By far the most markout worthy moment of the evening came during Charlotte’s celebration for dethroning Nikki Bella and winning the Divas Championship. After a truly heartfelt promo by her dad, Ric Flair, Charlotte and the rest of PCB came to the ring, where Paige eventually cut off Charlotte’s gushing to deliver a scathing promo on Charlotte, the celebration, and the Divas division at large. Check out the video above, because anything I say about it won’t really do it justice. It was certainly the best women’s promo in WWE since AJ’s similar tirade (and this time we didn’t have to ensure the Bellas screaming “SAY IT TO MY FACE!” throughout the entire thing, which is a plus), and one of the better promos in general in quite some time. The worked shoot aired many of the grievances fans have with the Divas revolution, and instantly changed the landscape of the women’s division.
Unfortunately, after Paige stormed off Team Bella made their way down the aisle to set up to a Charlotte/Nikki rematch for the Divas Championship. I would have enjoyed much more for Paige’s pipebomb to be the focal point of the segment, but instead Nikki got the last word, which set up a just-alright matchup between Charlotte and Brie, which took a little bit of the steam out of what Paige had to say. Brie isn’t terrible, but her offense is just so unconvincing, which is a common problem with the ‘Total Divas’ portion of the roster. It’s almost like she’s pantomiming wrestling rather than actually wrestling. But hey, I can’t really complain about multiple storylines brewing in the women’s division, and I for one am happy as hell act 2 of the Divas revolution seems to be kicking off.

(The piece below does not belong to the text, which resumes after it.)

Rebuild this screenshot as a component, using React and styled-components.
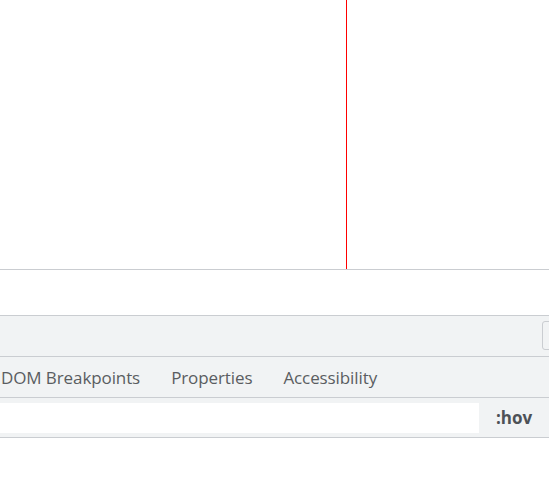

One of the names Paige singled out in her promo was Natalya, who has been all but MIA since this whole revolution began. Paige and Nattie actually ran into each other backstage later on in the show, where Nattie cut an awkward-but-needed promo on her perspective of the revolution she’s been left out in the cold for. In an incredible instance of happenstance, she also had a match on Raw a bit later for the first time in months, which she lost to Naomi thanks to heavy interference from the rest of Team B.A.D. Fantasy booking for a second, I would think it would make more sense to have Nattie pick up a win and re-establish herself within the division, but again, at least there’s a story thread here.
If I have any complaint about the Divas division right now it’d probably be that it’s a little overcrowded, which is a great problem to have after spending the past who knows how many years with a complete dearth of any relevant angles involving women. Suddenly we have Paige turning her back on the team and revolution she started, Nikki Bella attempting to get her prize possession back, the daughter of wrestling royalty holding the belt and looking damn proud to do so, and the re-emergence of one of the best women’s wrestlers in the world. There’s also the Summer/Lana situation taking place in almost a reality completely alternate to that of the rest of the division, and the incredibly talented and popular Sasha Banks and Becky Lynch waiting for their moments.
The revolution ain’t perfect, but some bright times are ahead for the once forgotten division.
The Rest of the Card
- Huge fan of the Wyatt Family opening the show. Really I’m a fan of anything besides The Authority or Rollins opening the show, but kicking off Raw with the Wyatt Family’s distinctive entrance gave the show a unique feeling that, whether intentional or not, persisted throughout the show. I’m not sure what the point of the whole Chris Jericho stuff was at NoC if it wasn’t even going to be mentioned here, but alas.
- The New Day and Rusev vs. The Dudley Boyz and Dolph Ziggler: Xavier playing Rusev’s theme on the trombone. That’s all you need to know. People bemoan the lack of chemistry between Ziggler and Lana, but I think the bigger problem is the lack of chemistry between Ziggler and Rusev, who are normally two top-notch in-ring talents. I’m not sure what the problem is, but they just don’t seem to be clicking in the ring.
- Stardust and The Asension vs. Neville and The Lucha Dragons: Cool, more 50/50 booking that does absolutely nothing for anyone. I like all six of these guys, but at this point it seems like they’ll be pointlessly trading wins back and forth for time immemorial.
- Ryback vs. Bo Dallas: The “guest commentator attacks adversary after/during match” trope is incredibly overplayed, but it’s also the only thing that saved this match because Kevin Owens is so damn entertaining. He also provided the only logical explanation for how a wimpy jobber like Dallas was actually keeping pace with Ryback at points: “it’s because he BO-lieves, he said it himself earlier!” Gold.
- Sheamus vs. Mark Henry: I don’t know if it’s because I’m such a maje fan of the Cheap Heat podcast, but I’ve had a soft spot for Mark Henry as of late. And he deserves more than just being the face Sheamus runs through to remind us that he’s still a threat. Disheartening segment.
- Big Show vs. Cesaro: It was somewhat poetic that as Big Show’s music hit, Cole reminded us that we’re watching the longest running episodic show in history. A stark reminder that you’ve been watching this guy ploddingly lumber to the ring for the better part of the past two decades. He beats Cesaro clean in short order because hey, f--k Cesaro, right? So much for that push. The snap suplex he gave Big Show was amazing, though, so he has that going for him.
Some real high points here that help with the malaise caused by the rest of the show. Better than last week, but still has a ways to go.